Theoretically, this page is an allegory that tenses the client-pull form against Lyotard's philosophy, thus testing each against the other.

Lyotard (to paraphrase baldly) argues against the notion of a unified, total, and thus "terroristic" field of cultural discourse in which all language--and its utterers--are trapped by a single standard of the language of truth. He argues for the unexpected coup, the strange move, the inventive renovation of idioms that would allow the victims of truth to signal their "feeling" for other truths. This would be "justice," though the justice is empty of ultimate authority or transcendence (there is no Logos behind the inventive multiplicity of logoi, no Word behind the words).

In my allegory, a client-pull universe (which privileges textuality) utters the essential word of the Web, the textuality at the core of hypertextuality. It is the allegory of the Internet as Lyotardian "language."

So howcome client-pull universes feel so totalizing? The tyranny of the text tracks--each coming at us like a train down a track--makes available for inspection the tyranny of the Web as a whole. All those minutes one spends clicking the links on a static Web page just because they're there, all those minutes one spends staring dumbly at the screen while the connection is made and an image is retrieved--this is freedom?

The Lyotard Auto-Differend Page is an attempt either to build surprise (invention, unpredictability) into the terror of the most hyper form of hypertext or to know why such surprise cannot be created. If the latter eventuality proves to be the case, then the allegory suggests the following question for Lyotard (and postmodern philosophy generally): is not the Western--and in this case specifically French--compulsion to invent freedom contra reigns of "terror" itself terroristic, totalizing, unifying, consensual? Indeed, instead of a dualism of totalism and freedom, justice and injustice, could there in fact be many shades of "inventive totalisms" or "totalistic inventions"--some more livable than others? Perhaps the Lyotard Auto-Differend Page is an "inventive totalism"/"totalistic invention" like all our institutions great and small (family, school, government). In which case, as my friend Victoria Vesna suggested to me, the page can best be made livable by being played in the background like music or wallpaper while one is busy doing something else. (But what is "livable"? And is it the same as "just"? Is "livable" the ultimate pragmatist version of justice?)

The question whether it is possible to build surprise into a client-pull universe, which here symbolizes the discourse of postmodern culture, is still open.
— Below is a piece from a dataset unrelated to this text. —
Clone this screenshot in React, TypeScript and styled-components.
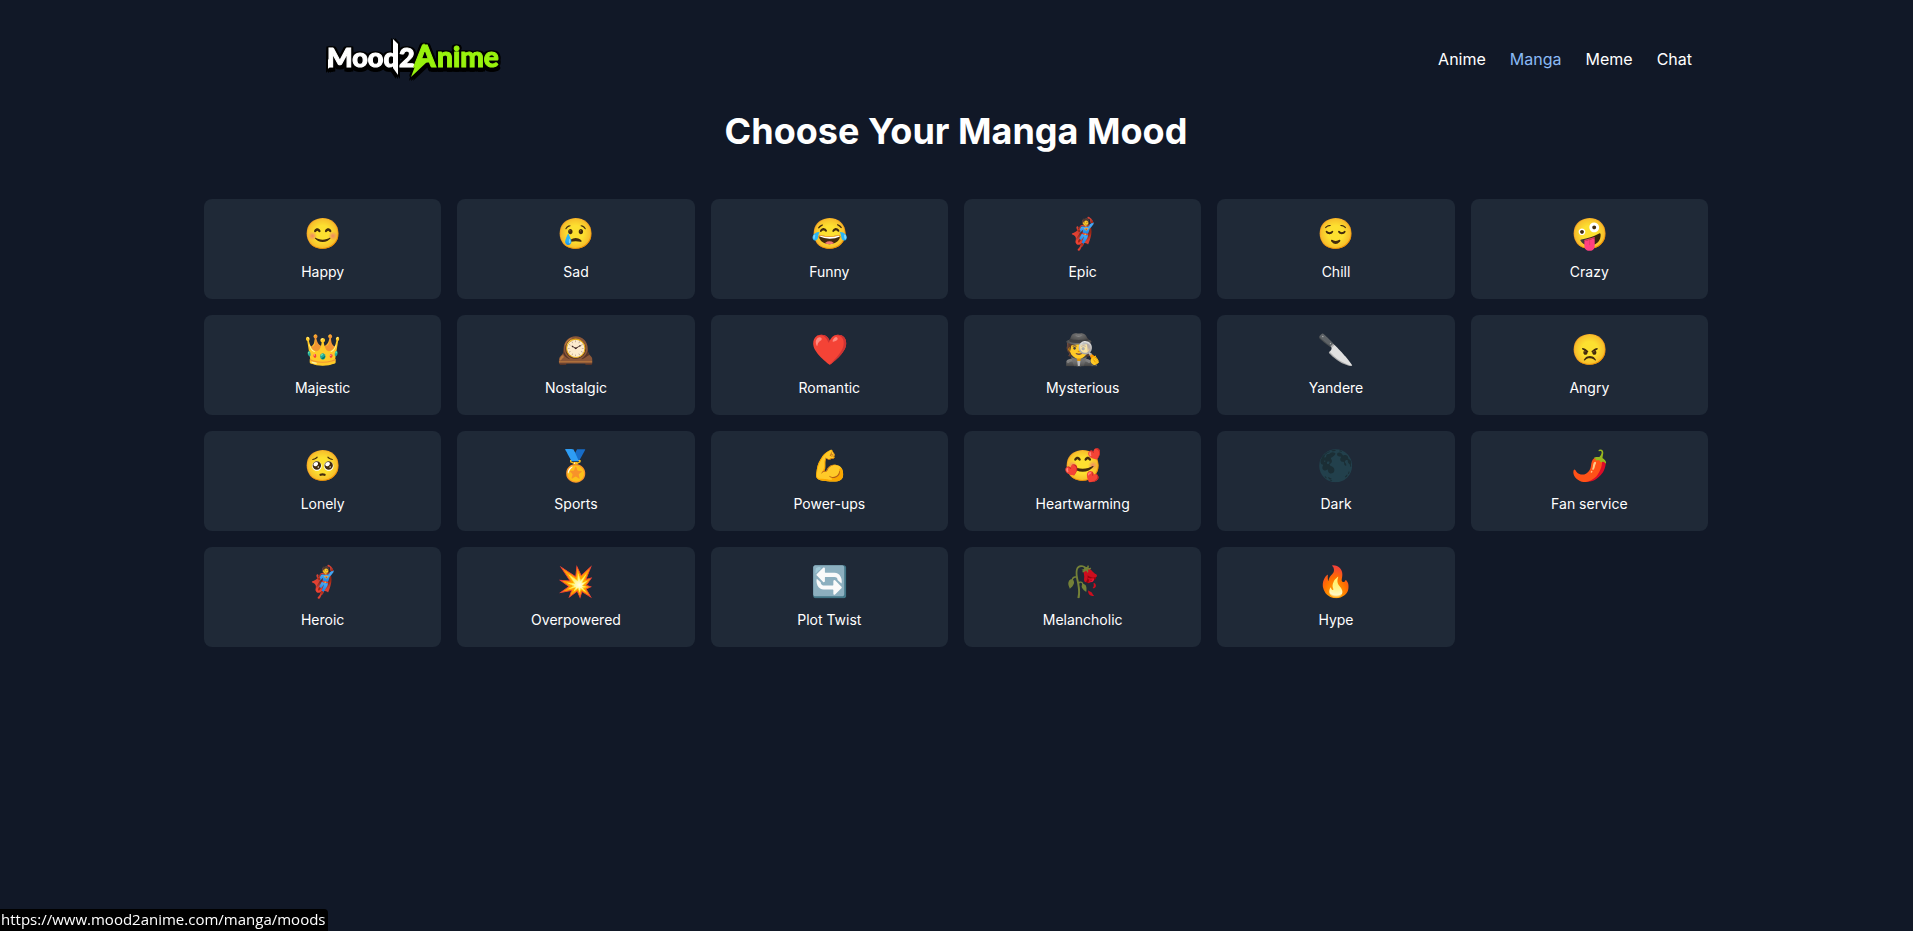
import React from "react";
import styled, { createGlobalStyle } from "styled-components";

const GlobalStyle = createGlobalStyle`
  *, *::before, *::after { box-sizing: border-box; }
  body {
    margin: 0;
    background: #111827;
    color: #ffffff;
    font-family: Inter, "Liberation Sans", sans-serif;
    font-size: 16px;
    line-height: 24px;
  }
`;

const Page = styled.div`
  min-height: 100vh;
  padding-right: 1px;
`;

const Container = styled.div`
  width: 100%;
  max-width: 1536px;
  margin: 0 auto;
  padding: 0 16px;
`;

const Header = styled.header`
  display: flex;
  align-items: center;
  justify-content: space-between;
  padding: 28px 16px 21px 120px;
`;

const LogoLink = styled.a`
  display: block;
  line-height: 0;
`;

const LogoDrawing = styled.svg`
  display: block;
  overflow: visible;
  font-family: Lato, "Liberation Sans", sans-serif;
  font-weight: 900;
  filter: drop-shadow(2px 0 0 #000000) drop-shadow(-2px 0 0 #000000)
    drop-shadow(0 -1px 0 #000000) drop-shadow(0 4px 0 #000000);
`;

const Nav = styled.nav`
  display: flex;
  gap: 24px;
`;

const NavLink = styled.a<{ $active?: boolean }>`
  color: ${({ $active }) => ($active ? "#8abaf5" : "#ffffff")};
  text-decoration: none;
`;

const Title = styled.h1`
  margin: 0 0 48px;
  font-size: 36px;
  font-weight: 700;
  line-height: 40px;
  text-align: center;
`;

const MoodGrid = styled.div`
  display: grid;
  grid-template-columns: repeat(6, minmax(0, 1fr));
  gap: 16px;
`;

const MoodCard = styled.button`
  display: flex;
  flex-direction: column;
  align-items: center;
  gap: 10px;
  padding: 16px;
  border: 0;
  border-radius: 8px;
  background: #1f2937;
  color: inherit;
  font: inherit;
  cursor: pointer;
`;

const MoodEmoji = styled.span`
  font-size: 30px;
  line-height: 36px;
`;

const MoodName = styled.span`
  font-size: 14px;
  line-height: 22px;
`;

const StatusBar = styled.div`
  position: fixed;
  left: 0;
  bottom: 0;
  padding: 0 2px 2px 1px;
  border-top-right-radius: 4px;
  background: #000000;
  font-family: "Open Sans", "Noto Sans", sans-serif;
  font-size: 15px;
  line-height: 20px;
`;

const links = ["Anime", "Manga", "Meme", "Chat"];

const moods: [string, string][] = [
  ["😊", "Happy"],
  ["😢", "Sad"],
  ["😂", "Funny"],
  ["🦸", "Epic"],
  ["😌", "Chill"],
  ["🤪", "Crazy"],
  ["👑", "Majestic"],
  ["🕰️", "Nostalgic"],
  ["❤️", "Romantic"],
  ["🕵️", "Mysterious"],
  ["🔪", "Yandere"],
  ["😠", "Angry"],
  ["🥺", "Lonely"],
  ["🏅", "Sports"],
  ["💪", "Power-ups"],
  ["🥰", "Heartwarming"],
  ["🌑", "Dark"],
  ["🌶️", "Fan service"],
  ["🦸", "Heroic"],
  ["💥", "Overpowered"],
  ["🔄", "Plot Twist"],
  ["🥀", "Melancholic"],
  ["🔥", "Hype"],
];

// Blade-like accents that extend the lettering of the logo.
const spikes = [
  { d: "M4 31l5 4l-5 6z", fill: "#ffffff" },
  { d: "M69 11l5 5v31l-5 -7z", fill: "#ffffff" },
  { d: "M100 15l4 9h-8z", fill: "#98f20d" },
  { d: "M104 33l-17 16l6 -16z", fill: "#98f20d" },
];

function Logo() {
  return (
    <LogoDrawing width="184" height="62" viewBox="0 0 184 62" aria-label="Mood2Anime">
      <text y="39" fontSize="27">
        <tspan x="3" fill="#ffffff" stroke="#ffffff">Mood</tspan>
        <tspan x="75" fill="#ffffff" stroke="#ffffff">2</tspan>
        <tspan x="90" fontSize="31" fill="#98f20d" stroke="#98f20d">A</tspan>
        <tspan x="113" fontSize="28" fill="#98f20d" stroke="#98f20d">nime</tspan>
      </text>
      {spikes.map(({ d, fill }) => (
        <path key={d} d={d} fill={fill} />
      ))}
    </LogoDrawing>
  );
}

export default function App() {
  return (
    <Page>
      <GlobalStyle />
      <Container>
        <Header>
          <LogoLink href="#home">
            <Logo />
          </LogoLink>
          <Nav>
            {links.map((name) => (
              <NavLink key={name} href={`#${name.toLowerCase()}`} $active={name === "Manga"}>
                {name}
              </NavLink>
            ))}
          </Nav>
        </Header>
        <main>
          <Title>Choose Your Manga Mood</Title>
          <MoodGrid>
            {moods.map(([emoji, name]) => (
              <MoodCard key={name} type="button">
                <MoodEmoji>{emoji}</MoodEmoji>
                <MoodName>{name}</MoodName>
              </MoodCard>
            ))}
          </MoodGrid>
        </main>
      </Container>
      <StatusBar>https://www.mood2anime.com/manga/moods</StatusBar>
    </Page>
  );
}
Perhaps a few more "surprise" links will do the trick.

(Or perhaps the real surprise is unlinkable and untaggable because it is hidden in the contingency of time itself. Unlike server-push, client-pull works by breaking and opening the connection between client computer and remote server for each successive page. This means that there is a randomness or aleatory quality built into the timing of client-pull universes that bespeaks the intervention of the Internet itself. All Internet transmissions, of course, are aleatory in their timing and route; but client-pull makes this fact more than normally visible. Client-pull makes it possible to reflect on the fact that each of our communications is paced by simultaneous demands made on the network by other communications--by the time-sensitive collectivity that constitutes historicity. Beyond the individually totalizing conventions of my communication or your communication, in other words, lies a surprise that emerges from the inventiveness of the interaction of our communications. [So it turns out that I am still writing about the "sense of history .")


The issues allegorized on this page could also be expressed in Deleuze and Guattari's terms (deterritorialization and reterritorialization and so forth) (see Jason Brown's client-pull universe: Deleuze and Guattari Rhiz-O-Mat).